7. The period of time between the start of the day this TMD is made and the day that the first periodic review of the TMD will conclude – s 994B(5)(e)

The first periodic review of this TMD will occur in December 2026.

8. The period of time between the conclusion of a periodic review of the TMD and the start of the next periodic review – s 994B(5)(f)

TBAU will review the appropriateness of its target market on an annual basis

Reporting period for reporting information about the number of complaints about the product – s 994B(5)(g)

9. The reporting period in which the distributors of TBAU's financial products are required to provide information about the number of complaints received about the product

TBAU will require that Distributors report information about the number and nature of complaints received about the product and whether any persons not in the target market were distributed TBAU issued ETOs, within 10 business days after the end of each quarter.

Information Sharing

10. Outline of the kinds of information that TBAU will require from distributors to promptly identify that the TMD for ETOs is no longer appropriate – s 994B(5)(h)

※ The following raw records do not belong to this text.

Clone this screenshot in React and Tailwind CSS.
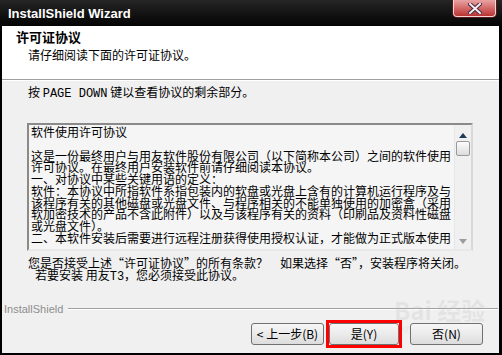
import React from "react";

const cjk = { fontFamily: '"Noto Sans CJK SC", "Liberation Sans", sans-serif' };
const mono = { fontFamily: '"Liberation Mono", "Noto Sans CJK SC", monospace' };

const licenseLines = [
  "软件使用许可协议",
  "",
  "这是一份最终用户与用友软件股份有限公司（以下简称本公司）之间的软件使用",
  "许可协议。在最终用户安装软件前请仔细阅读本协议。",
  "一、对协议中某些关键用语的定义：",
  "软件：本协议中所指软件系指包装内的软盘或光盘上含有的计算机运行程序及与",
  "该程序有关的其他磁盘或光盘文件、与程序相关的不能单独使用的加密盒（采用",
  "软加密技术的产品不含此附件）以及与该程序有关的资料（印刷品及资料性磁盘",
  "或光盘文件）。",
  "二、本软件安装后需要进行远程注册获得使用授权认证，才能做为正式版本使用",
];

function CloseButton() {
  return (
    <div className="absolute right-[6px] top-0 w-[43px] h-[17px] rounded-b-[4px] border border-t-0 border-[#f3d6d6] bg-gradient-to-b from-[#e7a3a3] via-[#d46a6a] to-[#b83232] flex items-center justify-center shadow-[0_0_0_1px_#5a1a1a]">
      <svg width="14" height="11" viewBox="0 0 14 11">
        <path
          d="M2 1 L12 10 M12 1 L2 10"
          stroke="#4a2a3a"
          strokeWidth="4"
          strokeLinecap="square"
        />
        <path
          d="M2 1 L12 10 M12 1 L2 10"
          stroke="#f4eef4"
          strokeWidth="2"
          strokeLinecap="square"
        />
      </svg>
    </div>
  );
}

function Scrollbar() {
  return (
    <div className="w-[17px] bg-[#f0f0f0] border-l border-[#e6e6e6] flex flex-col items-center">
      <div className="h-[16px] flex items-center justify-center pt-[4px]">
        <svg width="8" height="5" viewBox="0 0 8 5">
          <path d="M4 0 L8 5 L0 5 Z" fill="#1f3a5a" />
        </svg>
      </div>
      <div className="w-[14px] h-[15px] rounded-[2px] border border-[#9a9a9a] bg-gradient-to-b from-[#fdfdfd] to-[#dcdcdc]" />
      <div className="flex-1" />
      <div className="h-[14px] flex items-center justify-center pb-[2px]">
        <svg width="8" height="5" viewBox="0 0 8 5">
          <path d="M0 0 L8 0 L4 5 Z" fill="#9c9c9c" />
        </svg>
      </div>
    </div>
  );
}

function Button({ children, className = "" }) {
  return (
    <div
      className={
        "relative z-10 h-[22px] rounded-[3px] border border-[#707070] bg-gradient-to-b from-[#f6f6f6] via-[#ebebeb] to-[#dcdcdc] flex items-center justify-center text-[12px] text-black " +
        className
      }
      style={cjk}
    >
      {children}
    </div>
  );
}

export default function App() {
  return (
    <div className="w-[502px] h-[355px] bg-black flex flex-col overflow-hidden">
      {/* title bar */}
      <div className="relative h-[26px] shrink-0 bg-gradient-to-b from-[#262626] to-[#050505] flex items-center pl-[8px]">
        <span
          className="text-white font-bold text-[13px] leading-none"
          style={{ fontFamily: '"Liberation Sans", Arial, sans-serif' }}
        >
          InstallShield Wizard
        </span>
        <CloseButton />
      </div>

      <div className="flex-1 ml-[2px] mr-[3px] mb-[2px] bg-[#f0f0f0] flex flex-col relative">
        {/* watermark, sits behind the buttons */}
        <div className="absolute left-[392px] top-[272px] pointer-events-none select-none text-[rgba(185,185,185,0.22)]">
          <div className="text-[24px] font-bold leading-none" style={cjk}>Bai 经验</div>
          <div className="text-[9px] leading-none mt-[2px]" style={{ fontFamily: '"Liberation Sans", sans-serif' }}>
            jingyan.baidu.com
          </div>
        </div>

        {/* header */}
        <div className="h-[54px] bg-white border-b border-[#a0a0a0] flex flex-col pt-[3px]" style={cjk}>
          <div className="pl-[14px] text-[13px] font-bold leading-[16px] text-black">许可证协议</div>
          <div className="pl-[26px] mt-[2px] text-[12px] leading-[16px] text-black">请仔细阅读下面的许可证协议。</div>
        </div>
        <div className="h-px bg-white" />

        {/* body */}
        <div className="flex flex-col pt-[3px]">
          <div className="pl-[26px] text-[12px] leading-[16px] text-black whitespace-nowrap" style={cjk}>
            按 <span style={mono} className="text-[12px]">PAGE DOWN</span> 键以查看协议的剩余部分。
          </div>

          <div className="mt-[21px] ml-[25px] w-[446px] h-[128px] border-2 border-t-[#8a8a8a] border-l-[#8a8a8a] border-r-[#d8d8d8] border-b-[#e8e8e8] bg-[#f5f5f5] flex">
            <div className="flex-1 pl-[2px] pt-[1px] overflow-hidden text-[12px] leading-[11.75px] text-black" style={cjk}>
              {licenseLines.map((line, i) => (
                <div key={i} className="h-[11.75px] whitespace-nowrap">
                  {line}
                </div>
              ))}
            </div>
            <Scrollbar />
          </div>

          <div className="mt-[6px] text-[12px] leading-[12px] text-black whitespace-nowrap" style={cjk}>
            <div className="pl-[26px]">您是否接受上述“许可证协议”的所有条款？　如果选择“否”，安装程序将关闭。</div>
            <div className="pl-[33px]">
              若要安装 用友<span style={mono} className="text-[12px]">T3</span>，您必须接受此协议。
            </div>
          </div>

          {/* InstallShield etched line */}
          <div className="mt-[19px] h-[14px] flex items-center">
            <span
              className="pl-[2px] text-[11px] leading-none text-[#8e8e8e]"
              style={{ fontFamily: '"Liberation Sans", Arial, sans-serif' }}
            >
              InstallShield
            </span>
            <div className="flex-1 ml-[5px] mr-[1px] flex flex-col">
              <div className="h-px bg-[#a0a0a0]" />
              <div className="h-px bg-white" />
            </div>
          </div>

          {/* buttons */}
          <div className="mt-[4px] h-[28px] flex items-center pl-[249px]">
            <Button className="w-[73px]">&lt; 上一步(B)</Button>
            <div className="relative z-10 ml-[2px] w-[76px] h-[28px] border-[3px] border-[#ff0000] flex items-center justify-center">
              <Button className="w-[70px]">是(Y)</Button>
            </div>
            <Button className="ml-[8px] w-[73px]">否(N)</Button>
          </div>
        </div>
      </div>
    </div>
  );
}
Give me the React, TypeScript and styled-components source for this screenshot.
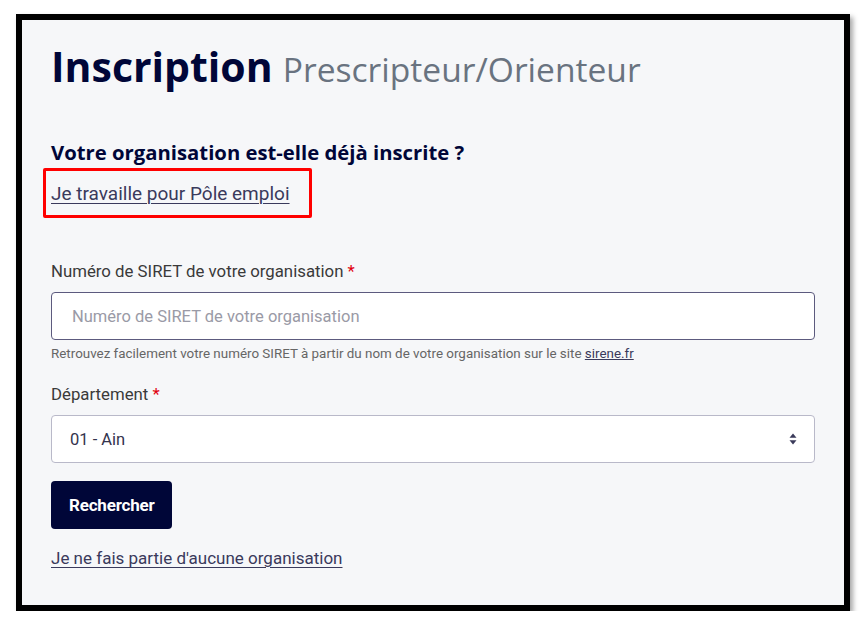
import React from "react";
import styled, { createGlobalStyle } from "styled-components";

const Global = createGlobalStyle`
  html, body { margin: 0; padding: 0; background: #ffffff; }
  body { font-family: Roboto, "Liberation Sans", sans-serif; }
  * { box-sizing: border-box; }
`;

const Frame = styled.div`
  margin: 14px 0 0 16px;
  width: 834px;
  height: 597px;
  border: 6px solid #000;
  background: #f6f7f9;
  box-shadow: 3px 3px 5px rgba(0, 0, 0, 0.35);
  padding: 22px 29px 0 29px;
  display: flex;
  flex-direction: column;
`;

const Title = styled.h1`
  margin: 0;
  font-family: "Open Sans", "Noto Sans", sans-serif;
  font-variant-ligatures: none;
  font-weight: 700;
  font-size: 41px;
  line-height: 48px;
  color: #000638;
  display: flex;
  align-items: baseline;
  gap: 10px;
`;

const Subtitle = styled.span`
  font-weight: 500;
  font-size: 33.6px;
  color: #697380;
`;

const Question = styled.h2`
  margin: 45px 0 0 0;
  font-family: "Open Sans", "Noto Sans", sans-serif;
  font-weight: 700;
  font-size: 20.3px;
  line-height: 28px;
  color: #000638;
`;

const Highlight = styled.div`
  align-self: flex-start;
  margin: 2px 0 0 -8px;
  border: 3px solid #ff0000;
  border-radius: 2px;
  padding: 11px 19px 9px 5px;
`;

const Link = styled.a<{ $size: number }>`
  font-size: ${(p) => p.$size}px;
  line-height: 24px;
  color: #3a3a5c;
  text-decoration: underline;
  text-underline-offset: 3px;
  text-decoration-thickness: 1px;
  cursor: pointer;
`;

const Field = styled.div<{ $top: number }>`
  margin-top: ${(p) => p.$top}px;
  display: flex;
  flex-direction: column;
`;

const Label = styled.label`
  font-size: 16.8px;
  line-height: 24px;
  color: #3a3a3a;
  margin-bottom: 9px;
`;

const Required = styled.span`
  color: #e1000f;
`;

const Input = styled.input`
  height: 48px;
  width: 100%;
  border: 1px solid #5c5a7e;
  border-radius: 4px;
  background: #fff;
  padding: 0 18px 0 20px;
  font-family: Roboto, "Liberation Sans", sans-serif;
  font-size: 16.5px;
  color: #333;
  outline: none;
  &::placeholder { color: #9a9aa6; }
`;

const Help = styled.div`
  margin-top: 5px;
  font-size: 13.4px;
  line-height: 17px;
  color: #666;
  a { color: #3a3a5c; text-decoration: underline; }
`;

const SelectBox = styled.div`
  height: 48px;
  width: 100%;
  border: 1px solid #b9b9c9;
  border-radius: 4px;
  background: #fff;
  padding: 0 17px 0 18px;
  display: flex;
  align-items: center;
  justify-content: space-between;
  font-size: 16.5px;
  color: #33334d;
`;

const Button = styled.button`
  align-self: flex-start;
  margin-top: 18px;
  height: 48px;
  padding: 0 18px;
  border: none;
  border-radius: 4px;
  background: #000638;
  color: #fff;
  font-family: Roboto, "Liberation Sans", sans-serif;
  font-weight: 700;
  font-size: 17px;
  letter-spacing: -0.2px;
`;

const Bottom = styled.div`
  margin-top: 17px;
`;

const SortIcon = () => (
  <svg width="8" height="12" viewBox="0 0 8 12">
    <path d="M4 0.5 L7.5 4.8 H0.5 Z" fill="#3a3a5a" />
    <path d="M4 11.5 L7.5 7.2 H0.5 Z" fill="#3a3a5a" />
  </svg>
);

export default function App() {
  return (
    <>
      <Global />
      <Frame>
        <Title>
          Inscription <Subtitle>Prescripteur/Orienteur</Subtitle>
        </Title>
        <Question>Votre organisation est-elle déjà inscrite ?</Question>
        <Highlight>
          <Link $size={19}>Je travaille pour Pôle emploi</Link>
        </Highlight>
        <Field $top={41}>
          <Label>
            Numéro de SIRET de votre organisation <Required>*</Required>
          </Label>
          <Input placeholder="Numéro de SIRET de votre organisation" />
          <Help>
            Retrouvez facilement votre numéro SIRET à partir du nom de votre organisation sur le site <a>sirene.fr</a>
          </Help>
        </Field>
        <Field $top={20}>
          <Label>
            Département <Required>*</Required>
          </Label>
          <SelectBox>
            <span>01 - Ain</span>
            <SortIcon />
          </SelectBox>
        </Field>
        <Button>Rechercher</Button>
        <Bottom>
          <Link $size={17}>Je ne fais partie d'aucune organisation</Link>
        </Bottom>
      </Frame>
    </>
  );
}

Complaint: the number, nature, resolution and compensation of complaints about ETOs

Feedback: client feedback about ETOs and/or the target market

Significant dealings:

  • details and reasons why they are considered as the significant dealings;

  • how they are identified

  • steps taken or to be taken to persons affected

  • steps taken or to be taken to stop it happening again

11. The distributors that will be required to provide the information specified above – s 994B(5)(h)(i)

TBAU will require all of the above data from all Distributors. No party may engage in the distribution of TBAU’s ETOs unless they have entered into a service level agreement with us.

12. The reporting period for the relevant distributors to provide the information specified above – s 994B(5)(h)(ii)

Complaint: Quarterly

Feedback: Quarterly

Significant dealing: as soon as practicable and in any event within 10 business days after becoming aware.